In developing-market investing, the cool kids are “emerging” and the wannabes are “frontier.”
The indexers at MSCI decide who’s cool and who’s not after analyzing a market’s liquidity and openness to foreign investment, among other factors. Where a country is placed can make or break local markets—and the exchange-traded funds that track them. Last year, Pakistan was a big winner, with a 33% gain after MSCI said the country would graduate from frontier to emerging in 2017. Nigeria, which MSCI said could fall out of frontier market status completely in 2017, slipped 39%, with currency devaluation crushing returns.
Pakistan’s sharp gains helped the MSCI Frontier index produce a barely positive total return of 3% in 2016, much less than the return of the iShares MSCI Emerging Markets ETF (ticker: EEM), which was up 11%.
Because of frontier markets’ volatility and disparate membership, index funds usually aren’t the best way to play them. While there are 23 frontier countries, the iShares MSCI Frontier 100 ETF (FM) is dominated by Kuwait, (21% of holdings), followed by Argentina (16%), Pakistan (12%), and Vietnam (8%). Africa is underrepresented. Making index investing less appealing is the wide-ranging performance of individual stocks.
EXPERIENCED STOCKPICKERS are the best alternative for fund investors seeking undiscovered values and portfolio diversification in these markets. We spoke with some active frontier market investors to get their ideas for the new year. With its coming ascension to emerging market status, Pakistan remains a favorite, because China is investing in its transportation infrastructure. Another choice: Bangladesh, where millions of rural poor are expected to inch toward the middle class. Vietnam remains attractive but looks more vulnerable than others, given recent volatility and geopolitics.

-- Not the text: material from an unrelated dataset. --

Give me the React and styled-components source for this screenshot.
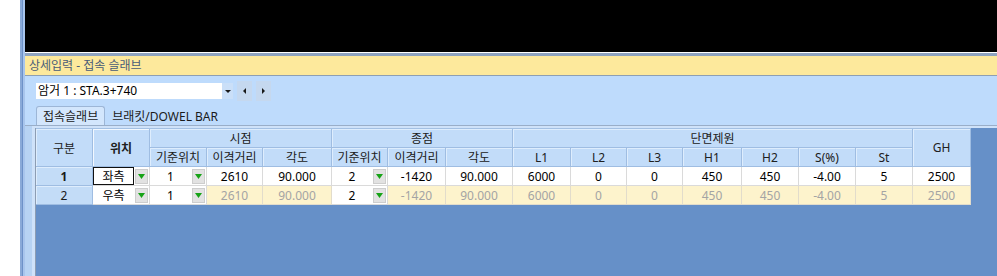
import React from "react";
import styled, { createGlobalStyle } from "styled-components";

const GlobalStyle = createGlobalStyle`
  html, body {
    margin: 0;
    padding: 0;
    background: #ffffff;
  }
  body {
    font-family: "Noto Sans", "Noto Sans CJK KR", sans-serif;
    font-size: 12px;
  }
`;

const widths = [57, 57, 57, 56, 69, 56, 58, 67, 58, 56, 56, 59, 57, 57, 57, 58];

const subHeaders = [
  "기준위치", "이격거리", "각도",
  "기준위치", "이격거리", "각도",
  "L1", "L2", "L3", "H1", "H2", "S(%)", "St",
];

const rows = [
  {
    no: "1",
    side: "좌측",
    startBase: "1",
    startValues: ["2610", "90.000"],
    endBase: "2",
    endValues: ["-1420", "90.000"],
    section: ["6000", "0", "0", "450", "450", "-4.00", "5", "2500"],
    selected: true,
  },
  {
    no: "2",
    side: "우측",
    startBase: "1",
    startValues: ["2610", "90.000"],
    endBase: "2",
    endValues: ["-1420", "90.000"],
    section: ["6000", "0", "0", "450", "450", "-4.00", "5", "2500"],
    selected: false,
  },
];

const GreenArrow = () => (
  <svg width="7" height="5" viewBox="0 0 7 5">
    <polygon points="0,0 7,0 3.5,5" fill="#17a317" />
  </svg>
);

const DarkArrow = ({ dir }) => {
  const pts = {
    down: "0,0 6,0 3,3",
    left: "3,0 3,6 0,3",
    right: "0,0 0,6 3,3",
  }[dir];
  const box = dir === "down" ? [6, 3] : [3, 6];
  return (
    <svg width={box[0]} height={box[1]} viewBox={`0 0 ${box[0]} ${box[1]}`}>
      <polygon points={pts} fill="#1a1a1a" />
    </svg>
  );
};

const ComboCell = ({ value, focus }) => (
  <EditCell>
    <EditValue $focus={focus}>{value}</EditValue>
    <DropBtn>
      <GreenArrow />
    </DropBtn>
  </EditCell>
);

const App = () => {
  return (
    <>
      <GlobalStyle />
      <Screen>
        <SideStrip />
        <Window>
          <Viewport />
          <TitleBar>상세입력 - 접속 슬래브</TitleBar>
          <Body>
            <Toolbar>
              <Combo>
                <ComboText>암거 1 : STA.3+740</ComboText>
                <ComboArrow>
                  <DarkArrow dir="down" />
                </ComboArrow>
              </Combo>
              <NavButton>
                <DarkArrow dir="left" />
              </NavButton>
              <NavButton>
                <DarkArrow dir="right" />
              </NavButton>
            </Toolbar>
            <Tabs>
              <Tab $active>접속슬래브</Tab>
              <Tab>브래킷/DOWEL BAR</Tab>
            </Tabs>
            <TabPanel>
              <GridArea>
                <Grid $cols={widths}>
                  <HeadCell $col={1} $row={1} $rowSpan={2}>구분</HeadCell>
                  <HeadCell $col={2} $row={1} $rowSpan={2} $bold $current>
                    위치
                  </HeadCell>
                  <HeadCell $col={3} $row={1} $colSpan={3}>시점</HeadCell>
                  <HeadCell $col={6} $row={1} $colSpan={3}>종점</HeadCell>
                  <HeadCell $col={9} $row={1} $colSpan={7}>단면제원</HeadCell>
                  <HeadCell $col={16} $row={1} $rowSpan={2}>GH</HeadCell>
                  {subHeaders.map((h, i) => (
                    <HeadCell key={i} $col={i + 3} $row={2}>
                      {h}
                    </HeadCell>
                  ))}

                  {rows.map((r) => {
                    const muted = !r.selected;
                    return (
                      <React.Fragment key={r.no}>
                        <RowHead $bold={r.selected}>{r.no}</RowHead>
                        <ComboCell value={r.side} focus={r.selected} />
                        <ComboCell value={r.startBase} />
                        {r.startValues.map((v, i) => (
                          <Cell key={"s" + i} $muted={muted}>{v}</Cell>
                        ))}
                        <ComboCell value={r.endBase} />
                        {r.endValues.map((v, i) => (
                          <Cell key={"e" + i} $muted={muted}>{v}</Cell>
                        ))}
                        {r.section.map((v, i) => (
                          <Cell key={"d" + i} $muted={muted}>{v}</Cell>
                        ))}
                      </React.Fragment>
                    );
                  })}
                </Grid>
              </GridArea>
            </TabPanel>
          </Body>
        </Window>
      </Screen>
    </>
  );
};

export default App;

const Screen = styled.div`
  display: flex;
  height: 100vh;
  padding-left: 20px;
  box-sizing: border-box;
  overflow: hidden;
`;

const SideStrip = styled.div`
  width: 5px;
  flex-shrink: 0;
  background: linear-gradient(
    to right,
    #8aaad8 0 2px,
    #6e92c8 2px 3px,
    #a8c5ec 3px 5px
  );
`;

const Window = styled.div`
  flex: 1;
  display: flex;
  flex-direction: column;
  min-width: 0;
`;

const Viewport = styled.div`
  height: 52px;
  background: #000000;
  border-bottom: 1px solid #ffffff;
`;

const TitleBar = styled.div`
  height: 19px;
  display: flex;
  align-items: center;
  padding-left: 4px;
  background: #fde99c;
  border-top: 3px solid #8ea3c0;
  border-bottom: 1px solid #8e9fb2;
  color: #4a5c78;
  font-size: 12px;
  line-height: 19px;
`;

const Body = styled.div`
  flex: 1;
  display: flex;
  flex-direction: column;
  padding-left: 10px;
  background: #bedbfc;
`;

const Toolbar = styled.div`
  height: 20px;
  margin-top: 5px;
  padding-left: 1px;
  display: flex;
  align-items: center;
`;

const Combo = styled.div`
  width: 197px;
  height: 16px;
  display: flex;
  background: #ffffff;
`;

const ComboText = styled.div`
  flex: 1;
  padding-left: 2px;
  color: #000000;
  font-size: 12px;
  line-height: 16px;
  white-space: nowrap;
`;

const ComboArrow = styled.div`
  width: 11px;
  display: flex;
  align-items: center;
  justify-content: center;
  background: #cadff8;
`;

const NavButton = styled.div`
  width: 15px;
  height: 20px;
  margin-left: 4px;
  display: flex;
  align-items: center;
  justify-content: center;
  background: #c5d8ef;
`;

const Tabs = styled.div`
  height: 21px;
  margin-top: 3px;
  padding-left: 1px;
  display: flex;
  align-items: flex-end;
`;

const Tab = styled.div`
  height: 19px;
  box-sizing: border-box;
  padding: 0 ${(p) => (p.$active ? "6px" : "4px")};
  margin-right: 2px;
  display: flex;
  align-items: center;
  font-size: 12px;
  color: #1a1a1a;
  background: ${(p) => (p.$active ? "#d3e6fc" : "transparent")};
  border: 1px solid ${(p) => (p.$active ? "#9db6d6" : "transparent")};
  border-bottom: none;
  border-radius: 3px 3px 0 0;
`;

const TabPanel = styled.div`
  flex: 1;
  display: flex;
  flex-direction: column;
  border-top: 1px solid #9aaec8;
  padding-top: 2px;
  margin-left: -10px;
  padding-left: 10px;
  background: linear-gradient(to right, #b7d3f3 0 7px, #cfe2f9 7px 10px);
`;

const GridArea = styled.div`
  flex: 1;
  background: #6690c8;
  border-left: 1px solid #8d9db3;
`;

const Grid = styled.div`
  display: grid;
  grid-template-columns: ${(p) => p.$cols.map((w) => `${w}px`).join(" ")};
  grid-template-rows: repeat(4, 19px);
  width: fit-content;
  border-top: 1px solid #a3c0e3;
`;

const HeadCell = styled.div`
  grid-column: ${(p) => `${p.$col} / span ${p.$colSpan || 1}`};
  grid-row: ${(p) => `${p.$row} / span ${p.$rowSpan || 1}`};
  display: flex;
  align-items: center;
  justify-content: center;
  box-sizing: border-box;
  background: #c2dcf9;
  border-right: 1px solid #9fbde2;
  border-bottom: 1px solid #9fbde2;
  box-shadow: inset 1px 1px 0 ${(p) => (p.$current ? "#f2f8ff" : "#deedfd")};
  color: #202020;
  font-size: 12px;
  font-weight: ${(p) => (p.$bold ? 700 : 400)};
  white-space: nowrap;
`;

const RowHead = styled.div`
  display: flex;
  align-items: center;
  justify-content: center;
  box-sizing: border-box;
  background: #c3dcf7;
  border-right: 1px solid #9fbde2;
  border-bottom: 1px solid #9fbde2;
  box-shadow: inset 1px 1px 0 #deedfd;
  color: #1a1a1a;
  font-size: 12px;
  font-weight: ${(p) => (p.$bold ? 700 : 400)};
`;

const Cell = styled.div`
  display: flex;
  align-items: center;
  justify-content: center;
  box-sizing: border-box;
  background: ${(p) => (p.$muted ? "#fdf3cc" : "#ffffff")};
  border-right: 1px solid ${(p) => (p.$muted ? "#e2dccb" : "#dadada")};
  border-bottom: 1px solid ${(p) => (p.$muted ? "#e2dccb" : "#dadada")};
  color: ${(p) => (p.$muted ? "#a4a4a4" : "#000000")};
  font-size: 12px;
`;

const EditCell = styled.div`
  display: flex;
  align-items: center;
  box-sizing: border-box;
  background: #ffffff;
  border-right: 1px solid #dadada;
  border-bottom: 1px solid #dadada;
`;

const EditValue = styled.div`
  flex: 1;
  height: 100%;
  display: flex;
  align-items: center;
  justify-content: center;
  box-sizing: border-box;
  border: 1px solid ${(p) => (p.$focus ? "#111111" : "transparent")};
  color: #000000;
  font-size: 12px;
`;

const DropBtn = styled.div`
  width: 13px;
  height: 15px;
  margin: 0 1px;
  display: flex;
  align-items: center;
  justify-content: center;
  box-sizing: border-box;
  background: #e2e2e2;
  border: 1px solid #cdcdcd;
`;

The Chicago-based managers of the Driehaus Frontier Emerging Markets fund (DRFRX), which rose 9% in 2016, attribute their outperformance to avoiding energy names and some traditional banks that had lending problems. They took some profits in Vietnam and favor mobile-banking plays elsewhere. Two 2017 picks: telecom Safaricom (SCOM.Kenya) and BRAC Bank (BRAC.Bangladesh). Each has a burgeoning mobile financial platform that could produce 25% compounded annual earnings growth. And while each stock has jumped, growth rates give the stocks more room to run, says Chad Cleaver, a co-manager of the Driehaus fund.
Asha Mehta, who focuses on emerging and frontier markets at Acadian Asset Management in Boston, is a fan of infrastructure plays in Pakistan and Vietnam. One is Hoa Phat Group (HPG.Vietnam), among the country’s largest steel producers, with a market value of $1.6 billion. Despite improving sales and increased market share, its trailing price/earnings ratio is low at roughly seven times. She expects Vietnam, as well as Argentina and Romania, to eventually make their way to emerging markets, which, as investors in Pakistan discovered, can provide a nice boost for portfolios. Mehta believes Argentina could make the jump as soon as May.
Of course, risks abound. But even a U.S. trade war with China could end up bolstering frontier markets that benefit from Chinese investment.